[Stored dataset items]

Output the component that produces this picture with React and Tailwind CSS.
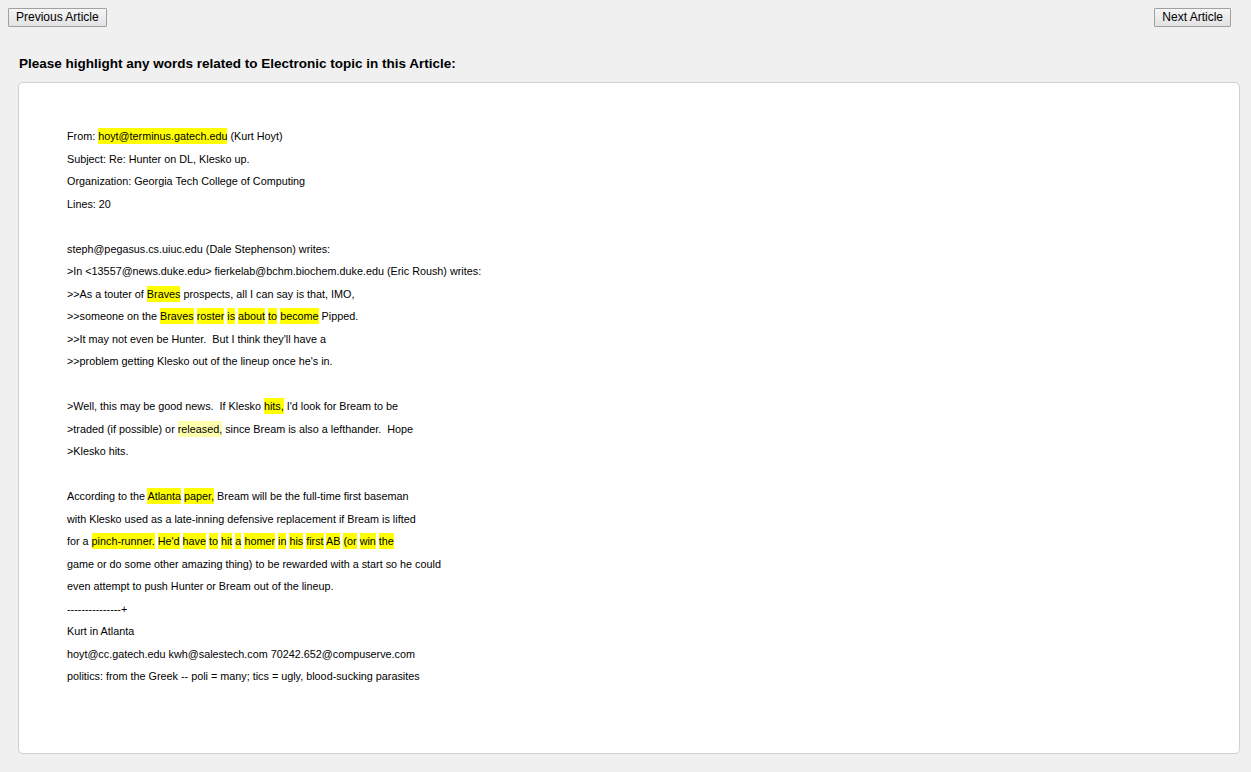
const H = ({ children, light }) => (
  <span className={light ? 'bg-[#ffffb0] py-[2px]' : 'bg-[#ffff00] py-[2px]'}>{children}</span>
);

const Line = ({ children }) => <div className="h-[22.5px] leading-[22.5px] whitespace-pre">{children}</div>;

export default function App() {
  return (
    <div className="min-h-[772px] bg-[#f0f0f0] text-black" style={{ fontFamily: '"Liberation Sans", Arial, sans-serif' }}>
      <div className="flex justify-between px-2 pt-2">
        <button className="h-[19px] px-[7px] text-[12px] leading-[17px] border border-[#a0a0a0] bg-gradient-to-b from-[#f6f6f6] to-[#e2e2e2] rounded-[1px]">
          Previous Article
        </button>
        <button className="h-[19px] px-[7px] text-[12px] leading-[17px] border border-[#a0a0a0] bg-gradient-to-b from-[#f6f6f6] to-[#e2e2e2] rounded-[1px] mr-[12px]">
          Next Article
        </button>
      </div>
      <div className="px-[18px] pt-[28px]">
        <h2 className="text-[13.5px] font-bold leading-[17px] pl-px">Please highlight any words related to Electronic topic in this Article:</h2>
        <div className="mt-[10px] mr-[-7px] h-[672px] bg-white border border-[#d0d0d0] rounded-[5px] pl-[48px] pt-[42px] text-[10.8px]">
          <Line>From: <H>hoyt@terminus.gatech.edu</H> (Kurt Hoyt)</Line>
          <Line>Subject: Re: Hunter on DL, Klesko up.</Line>
          <Line>Organization: Georgia Tech College of Computing</Line>
          <Line>Lines: 20</Line>
          <Line> </Line>
          <Line>steph@pegasus.cs.uiuc.edu (Dale Stephenson) writes:</Line>
          <Line>&gt;In &lt;13557@news.duke.edu&gt; fierkelab@bchm.biochem.duke.edu (Eric Roush) writes:</Line>
          <Line>&gt;&gt;As a touter of <H>Braves</H> prospects, all I can say is that, IMO,</Line>
          <Line>&gt;&gt;someone on the <H>Braves</H> <H>roster</H> <H>is</H> <H>about</H> <H>to</H> <H>become</H> Pipped.</Line>
          <Line>&gt;&gt;It may not even be Hunter.  But I think they'll have a</Line>
          <Line>&gt;&gt;problem getting Klesko out of the lineup once he's in.</Line>
          <Line> </Line>
          <Line>&gt;Well, this may be good news.  If Klesko <H>hits,</H> I'd look for Bream to be</Line>
          <Line>&gt;traded (if possible) or <H light>released,</H> since Bream is also a lefthander.  Hope</Line>
          <Line>&gt;Klesko hits.</Line>
          <Line> </Line>
          <Line>According to the <H>Atlanta</H> <H>paper,</H> Bream will be the full-time first baseman</Line>
          <Line>with Klesko used as a late-inning defensive replacement if Bream is lifted</Line>
          <Line>for a <H>pinch-runner.</H> <H>He'd</H> <H>have</H> <H>to</H> <H>hit</H> <H>a</H> <H>homer</H> <H>in</H> <H>his</H> <H>first</H> <H>AB</H> <H>(or</H> <H>win</H> <H>the</H></Line>
          <Line>game or do some other amazing thing) to be rewarded with a start so he could</Line>
          <Line>even attempt to push Hunter or Bream out of the lineup.</Line>
          <Line>---------------+</Line>
          <Line>Kurt in Atlanta</Line>
          <Line>hoyt@cc.gatech.edu kwh@salestech.com 70242.652@compuserve.com</Line>
          <Line>politics: from the Greek -- poli = many; tics = ugly, blood-sucking parasites</Line>
        </div>
      </div>
    </div>
  );
}
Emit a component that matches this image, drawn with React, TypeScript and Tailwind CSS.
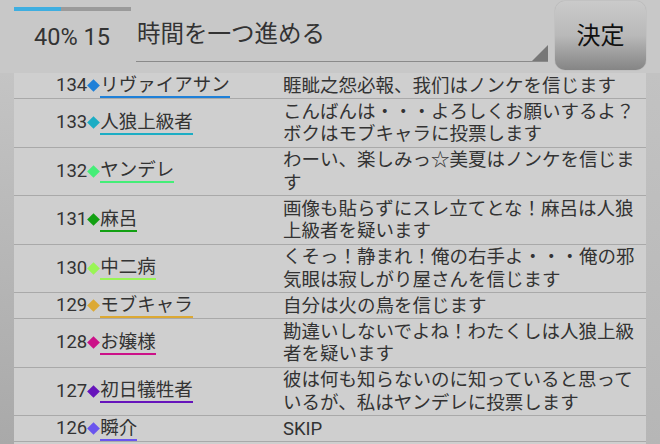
import React from "react";

type Row = { n: number; name: string; color: string; msg: string };

const rows: Row[] = [
  { n: 134, name: "リヴァイアサン", color: "#1f80d8", msg: "睚眦之怨必報、我们はノンケを信じます" },
  { n: 133, name: "人狼上級者", color: "#1cadc4", msg: "こんばんは・・・よろしくお願いするよ？ボクはモブキャラに投票します" },
  { n: 132, name: "ヤンデレ", color: "#44ee77", msg: "わーい、楽しみっ☆美夏はノンケを信じます" },
  { n: 131, name: "麻呂", color: "#13a013", msg: "画像も貼らずにスレ立てとな！麻呂は人狼上級者を疑います" },
  { n: 130, name: "中二病", color: "#99f555", msg: "くそっ！静まれ！俺の右手よ・・・俺の邪気眼は寂しがり屋さんを信じます" },
  { n: 129, name: "モブキャラ", color: "#dca934", msg: "自分は火の鳥を信じます" },
  { n: 128, name: "お嬢様", color: "#cc1188", msg: "勘違いしないでよね！わたくしは人狼上級者を疑います" },
  { n: 127, name: "初日犠牲者", color: "#6614bb", msg: "彼は何も知らないのに知っていると思っているが、私はヤンデレに投票します" },
  { n: 126, name: "瞬介", color: "#6a55ee", msg: "SKIP" },
];

export default function App() {
  return (
    <div
      className="w-[660px] h-[444px] overflow-hidden bg-[#c8c8c8] text-[#333] flex flex-col"
      style={{ fontFamily: "Roboto, 'Noto Sans CJK JP', sans-serif" }}
    >
      {/* header */}
      <div className="h-[73px] flex shrink-0">
        <div className="w-[122px] ml-[14px] shrink-0 flex flex-col">
          <div className="mt-[7px] h-[4px] w-[117px] bg-[#9a9a9a] flex">
            <div className="w-[47px] h-full bg-[#3eaee0]" />
          </div>
          <div className="mt-[12px] pl-[20px] text-[23.5px] leading-[28px] whitespace-nowrap">40% 15</div>
        </div>
        <div className="w-[412px] shrink-0 flex flex-col">
          <div className="relative mt-[19px] h-[43px] border-b border-[#8a8a8a] pl-[1px] text-[23.5px] leading-[30px]">
            時間を一つ進める
            <svg className="absolute right-0 bottom-0" width="16" height="16" viewBox="0 0 16 16">
              <polygon points="16,0 16,16 0,16" fill="#777" />
            </svg>
          </div>
        </div>
        <div className="ml-[7px] mt-[1px] w-[91px] h-[69px] rounded-[10px] bg-linear-to-b from-[#cacaca] via-[#b9b9b9] to-[#858585] flex items-center justify-center text-[24px] text-[#111] shadow-[0_0_1px_rgba(0,0,0,0.3)]">
          決定
        </div>
      </div>
      {/* body */}
      <div className="flex flex-1 min-h-0">
        <div className="w-[14px] shrink-0 bg-linear-to-b from-[#c4c4c4] to-[#a9a9a9]" />
        <div className="w-[632px] shrink-0 bg-[#cfcfcf] flex flex-col">
          {rows.map((r) => (
            <div key={r.n} className="flex border-b border-[#a9a9a9]">
              <div className="w-[269px] shrink-0 flex items-center pl-[42px]">
                <span className="text-[18.5px] leading-[22px] pb-[1px]">{r.n}</span>
                <span className="w-[13px] flex items-center justify-center">
                  <span className="w-[9px] h-[9px] rotate-45" style={{ backgroundColor: r.color }} />
                </span>
                <span
                  className="text-[18.5px] leading-[22px] border-b-2 whitespace-nowrap"
                  style={{ borderColor: r.color }}
                >
                  {r.name}
                </span>
              </div>
              <div className="w-[356px] shrink-0 pt-[1.5px] pb-[1px] text-[18.5px] leading-[22.5px]">{r.msg}</div>
            </div>
          ))}
        </div>
        <div className="w-[14px] shrink-0 bg-linear-to-b from-[#c2c2c2] to-[#b6b6b6]" />
      </div>
    </div>
  );
}
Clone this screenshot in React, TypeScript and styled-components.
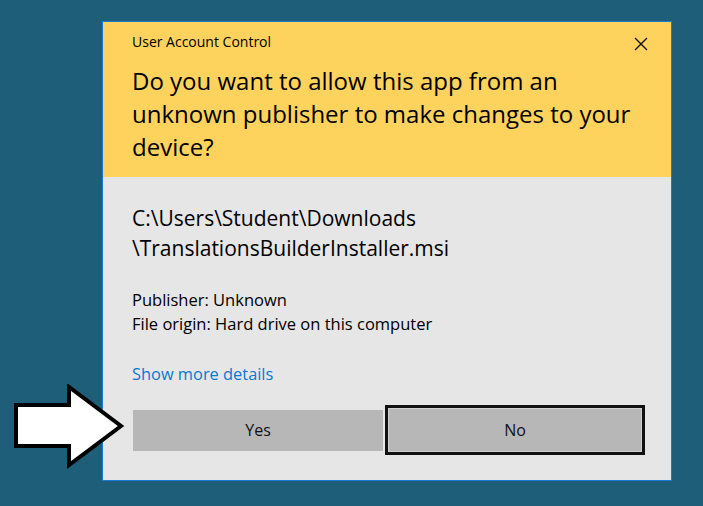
import styled, { createGlobalStyle } from 'styled-components';

const GlobalStyle = createGlobalStyle`
  html, body {
    margin: 0;
    padding: 0;
    background: #1e5e79;
    font-family: 'Open Sans', 'Noto Sans', sans-serif;
  }
`;

const Page = styled.main`
  position: relative;
  width: 703px;
  height: 506px;
  padding: 21px 0 0 102px;
  box-sizing: border-box;
  overflow: hidden;
`;

const Dialog = styled.section`
  width: 570px;
  height: 460px;
  box-sizing: border-box;
  border: 1px solid #1979d3;
  background: #e6e6e6;
  display: flex;
  flex-direction: column;
`;

const Header = styled.header`
  position: relative;
  height: 155px;
  box-sizing: border-box;
  background: #fed35d;
  padding: 10px 20px 0 29px;
  color: #000;
`;

const Caption = styled.div`
  font-size: 14px;
  line-height: 20px;
`;

const CloseButton = styled.button`
  position: absolute;
  top: 12px;
  right: 20px;
  width: 20px;
  height: 20px;
  padding: 0;
  border: none;
  background: transparent;
  display: flex;
  align-items: center;
  justify-content: center;
`;

const Question = styled.h1`
  margin: 12px 0 0;
  font-weight: 400;
  font-size: 24px;
  line-height: 33px;
`;

const Body = styled.div`
  flex: 1;
  padding: 26px 26px 0 29px;
  display: flex;
  flex-direction: column;
  color: #000;
`;

const FilePath = styled.div`
  font-size: 21px;
  line-height: 30px;
`;

const Meta = styled.div`
  margin-top: 25px;
  font-size: 16.5px;
  line-height: 24px;
`;

const DetailsLink = styled.a`
  align-self: flex-start;
  margin-top: 26px;
  font-size: 16.4px;
  line-height: 24px;
  color: #0a78d2;
  text-decoration: none;
`;

const Buttons = styled.div`
  margin-top: 19px;
  display: grid;
  grid-template-columns: 251px 260px;
  gap: 2px;
  align-items: center;
`;

const Button = styled.button<{ $focused?: boolean }>`
  height: ${({ $focused }) => ($focused ? '50px' : '41px')};
  margin-left: ${({ $focused }) => ($focused ? '0' : '1px')};
  box-sizing: border-box;
  background: #b7b7b7;
  border: ${({ $focused }) => ($focused ? '3px solid #111' : 'none')};
  box-shadow: ${({ $focused }) => ($focused ? 'inset 0 0 0 1px #d0d0d0' : 'none')};
  font-family: inherit;
  font-size: 16px;
  color: #111;
  padding: 0;
`;

const Arrow = styled.svg`
  position: absolute;
  left: 13px;
  top: 384px;
`;

export default function App() {
  return (
    <>
      <GlobalStyle />
      <Page>
        <Dialog>
          <Header>
            <Caption>User Account Control</Caption>
            <CloseButton aria-label="Close">
              <svg width="14" height="14" viewBox="0 0 14 14">
                <path d="M1 1 L13 13 M13 1 L1 13" stroke="#111" strokeWidth="1.4" />
              </svg>
            </CloseButton>
            <Question>
              Do you want to allow this app from an unknown publisher to make changes to your device?
            </Question>
          </Header>
          <Body>
            <FilePath>
              C:\Users\Student\Downloads
              <br />
              \TranslationsBuilderInstaller.msi
            </FilePath>
            <Meta>
              Publisher: Unknown
              <br />
              File origin: Hard drive on this computer
            </Meta>
            <DetailsLink href="#">Show more details</DetailsLink>
            <Buttons>
              <Button>Yes</Button>
              <Button $focused>No</Button>
            </Buttons>
          </Body>
        </Dialog>
        <Arrow width="112" height="86" viewBox="0 0 112 86">
          <polygon
            points="3,21 56,21 56,3 108,42 56,81 56,62 3,62"
            fill="#fff"
            stroke="#000"
            strokeWidth="4"
            strokeLinejoin="miter"
          />
        </Arrow>
      </Page>
    </>
  );
}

> [PROBLEM TO SOLVE] Give back the exact lines above, running from the one that has "Emit a component" through the one that has "number; name: string;", with nothing added and no pictures.

> [PROBLEM SOLUTION]
Emit a component that matches this image, drawn with React, TypeScript and Tailwind CSS.
import React from "react";

type Row = { n: number; name: string; color: string; msg: string };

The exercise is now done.